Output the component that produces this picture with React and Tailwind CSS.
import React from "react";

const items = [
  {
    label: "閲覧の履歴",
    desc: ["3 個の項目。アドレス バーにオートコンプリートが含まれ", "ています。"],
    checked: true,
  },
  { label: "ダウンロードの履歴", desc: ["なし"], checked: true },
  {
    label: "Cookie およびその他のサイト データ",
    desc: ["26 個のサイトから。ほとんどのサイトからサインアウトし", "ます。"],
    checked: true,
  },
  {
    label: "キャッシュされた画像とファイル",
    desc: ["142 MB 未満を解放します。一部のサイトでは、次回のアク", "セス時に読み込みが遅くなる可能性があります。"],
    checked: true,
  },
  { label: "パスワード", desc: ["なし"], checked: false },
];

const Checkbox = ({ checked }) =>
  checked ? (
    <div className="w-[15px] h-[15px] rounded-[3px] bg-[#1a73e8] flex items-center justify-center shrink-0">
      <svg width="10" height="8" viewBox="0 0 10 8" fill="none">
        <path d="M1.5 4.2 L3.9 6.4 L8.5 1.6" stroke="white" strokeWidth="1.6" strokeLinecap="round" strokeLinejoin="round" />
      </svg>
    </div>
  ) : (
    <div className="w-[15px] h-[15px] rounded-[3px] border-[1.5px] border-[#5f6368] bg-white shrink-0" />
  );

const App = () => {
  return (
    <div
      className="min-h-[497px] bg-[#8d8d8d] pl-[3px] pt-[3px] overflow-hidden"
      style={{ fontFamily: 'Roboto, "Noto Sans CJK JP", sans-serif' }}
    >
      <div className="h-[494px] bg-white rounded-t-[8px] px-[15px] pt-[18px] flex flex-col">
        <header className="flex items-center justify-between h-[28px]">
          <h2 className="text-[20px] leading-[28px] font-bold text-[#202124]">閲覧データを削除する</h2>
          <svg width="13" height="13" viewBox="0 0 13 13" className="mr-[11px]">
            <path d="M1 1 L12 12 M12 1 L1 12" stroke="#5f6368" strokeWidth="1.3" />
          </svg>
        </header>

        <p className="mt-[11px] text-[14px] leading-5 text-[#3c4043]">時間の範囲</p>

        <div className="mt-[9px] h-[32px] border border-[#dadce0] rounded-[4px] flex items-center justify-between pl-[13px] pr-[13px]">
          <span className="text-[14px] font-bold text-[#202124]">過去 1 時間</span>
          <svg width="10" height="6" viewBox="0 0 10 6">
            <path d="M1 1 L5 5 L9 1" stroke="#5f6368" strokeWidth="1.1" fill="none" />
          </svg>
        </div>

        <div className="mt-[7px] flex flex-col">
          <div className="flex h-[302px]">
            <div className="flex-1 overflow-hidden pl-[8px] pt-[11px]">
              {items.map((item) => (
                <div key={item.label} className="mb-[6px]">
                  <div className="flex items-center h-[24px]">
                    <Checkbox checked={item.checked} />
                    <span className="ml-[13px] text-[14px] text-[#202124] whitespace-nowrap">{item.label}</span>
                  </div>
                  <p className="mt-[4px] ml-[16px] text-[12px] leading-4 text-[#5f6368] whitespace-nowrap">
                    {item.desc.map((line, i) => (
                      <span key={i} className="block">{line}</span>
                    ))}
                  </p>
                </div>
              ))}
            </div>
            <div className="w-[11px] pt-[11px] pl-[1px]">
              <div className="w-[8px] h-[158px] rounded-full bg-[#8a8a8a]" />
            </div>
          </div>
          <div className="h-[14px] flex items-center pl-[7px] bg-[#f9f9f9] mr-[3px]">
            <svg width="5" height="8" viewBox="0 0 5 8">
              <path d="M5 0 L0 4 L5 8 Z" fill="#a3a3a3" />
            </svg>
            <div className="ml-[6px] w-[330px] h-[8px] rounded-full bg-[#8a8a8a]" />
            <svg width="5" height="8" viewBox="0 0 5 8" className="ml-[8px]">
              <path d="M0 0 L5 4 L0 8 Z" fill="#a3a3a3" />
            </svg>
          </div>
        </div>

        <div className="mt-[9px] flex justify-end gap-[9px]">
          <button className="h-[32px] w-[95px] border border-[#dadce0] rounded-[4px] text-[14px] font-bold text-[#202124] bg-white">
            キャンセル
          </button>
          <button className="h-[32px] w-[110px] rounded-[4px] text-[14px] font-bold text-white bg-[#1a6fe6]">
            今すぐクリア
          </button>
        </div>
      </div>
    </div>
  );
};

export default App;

..........

**Task directions**
Can you write out the lines above, from the first one through the one containing "import React from", exactly as they appear and nothing more?

**Solved exercise**
Output the component that produces this picture with React and Tailwind CSS.
import React from "react";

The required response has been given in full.